Do you have any recommendations for how people can learn to recognize and manage their own reactions and online behaviors so that they don't live in an echo chamber?

It is important to internalize that in all platforms that somehow rank their content, what is being shown to us is only a small subset of what is out there. Focusing only on a subset is not necessarily a bad thing, since there is so much content competing for our attention that it would quickly deplete our attention and ability to learn or enjoy anything.

I view those ranking/recommendation systems as machine learning-based assistants that do their best to understand what I like, but that can also sometimes get tunnel vision and perhaps I can try to give them some more information a bit more deliberately. However, it is very important to understand that fact because if we conflate what we see in our feed with what we think is the totality of things being shared online, this can absolutely lead to filter bubbles.

In order to understand the impact that our online actions in a platform have on the content that we are served next, it is a fun experiment to try and, for example, like every picture of a dog but not cat for a few days and observe what happens to the posts you see after that. Subsequently, after a couple of days of observing any change, explicitly seek out accounts that share pictures of cats too and like cat and dog content an equal amount, and then observe how the recommendations you get change.

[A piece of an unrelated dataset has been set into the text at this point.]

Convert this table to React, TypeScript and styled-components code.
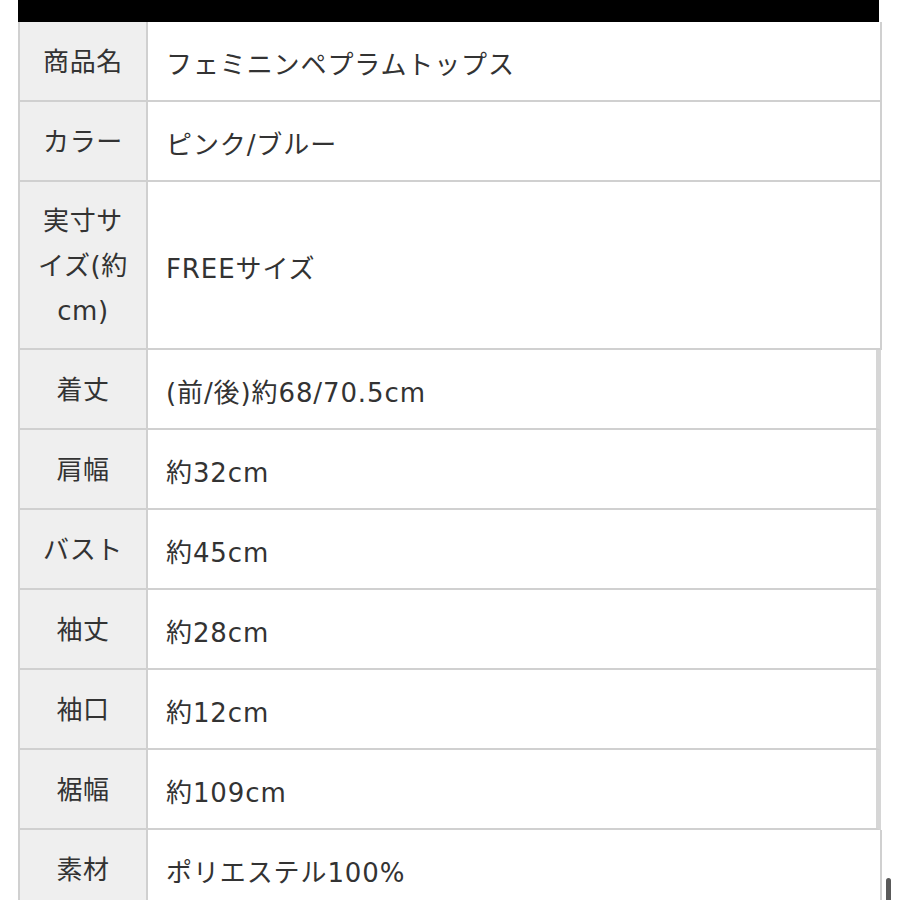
import React from "react";
import styled, { createGlobalStyle } from "styled-components";

const Global = createGlobalStyle`
  html, body { margin: 0; padding: 0; background: #ffffff; }
  body { overflow: hidden; }
`;

const Page = styled.div`
  position: relative;
  width: 900px;
  height: 900px;
  overflow: hidden;
  background: #fff;
  padding-left: 18px;
  box-sizing: border-box;
  font-family: "DejaVu Sans", "Noto Sans CJK JP", sans-serif;
  color: #333333;
`;

const Wrap = styled.div`
  width: 864px;
`;

const TopBar = styled.div`
  height: 22px;
  width: 861px;
  background: #000;
`;

const Table = styled.div`
  display: flex;
  flex-direction: column;
`;

const Row = styled.div<{ $h: number; $thick?: boolean }>`
  display: grid;
  grid-template-columns: 128px 1fr;
  height: ${(p) => p.$h}px;
  border-left: 2px solid #d0d0d0;
  border-bottom: 2px solid #d0d0d0;
  border-right: ${(p) => (p.$thick ? "5px solid #d6d6d6" : "2px solid #d0d0d0")};
  width: ${(p) => (p.$thick ? "863px" : "864px")};
  box-sizing: border-box;
`;

const Label = styled.div`
  background: #efefef;
  border-right: 2px solid #d0d0d0;
  display: flex;
  align-items: center;
  justify-content: center;
  text-align: center;
  padding: 2px 14px 0;
  font-size: 26px;
  line-height: 45px;
  letter-spacing: 0.6px;
  word-break: break-all;
`;

const Value = styled.div`
  display: flex;
  align-items: center;
  padding: 2px 0 0 18px;
  font-size: 26px;
  letter-spacing: 0.9px;
  background: #fff;
`;

const Thumb = styled.div`
  position: absolute;
  left: 886px;
  top: 878px;
  width: 5px;
  height: 30px;
  border-radius: 3px;
  background: #5a5a5a;
`;

const rows: { label: string; value: string; h: number; thick?: boolean }[] = [
  { label: "商品名", value: "フェミニンペプラムトップス", h: 80 },
  { label: "カラー", value: "ピンク/ブルー", h: 80 },
  { label: "実寸サイズ(約cm)", value: "FREEサイズ", h: 168 },
  { label: "着丈", value: "(前/後)約68/70.5cm", h: 80, thick: true },
  { label: "肩幅", value: "約32cm", h: 80, thick: true },
  { label: "バスト", value: "約45cm", h: 80, thick: true },
  { label: "袖丈", value: "約28cm", h: 80, thick: true },
  { label: "袖口", value: "約12cm", h: 80, thick: true },
  { label: "裾幅", value: "約109cm", h: 80, thick: true },
  { label: "素材", value: "ポリエステル100%", h: 80 },
];

export default function App() {
  return (
    <Page>
      <Global />
      <Wrap>
        <TopBar />
        <Table>
          {rows.map((r) => (
            <Row key={r.label} $h={r.h} $thick={r.thick}>
              <Label>{r.label}</Label>
              <Value>{r.value}</Value>
            </Row>
          ))}
        </Table>
      </Wrap>
      <Thumb />
    </Page>
  );
}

What we control in that system is the data we create and that is fed into the machine learning model. So, if we are a bit more particular about how we create that data, this can also help nudge the model to increase the diversity of our preferences. How does this translate to practice? For instance, in breaking the filter bubble of news-related content that we see, it is a good idea to actively seek out reputable news outlets that span the ideological spectrum and follow them, thereby engaging with their content at-large, even though perhaps our immediate social circle may share things from a part of that spectrum.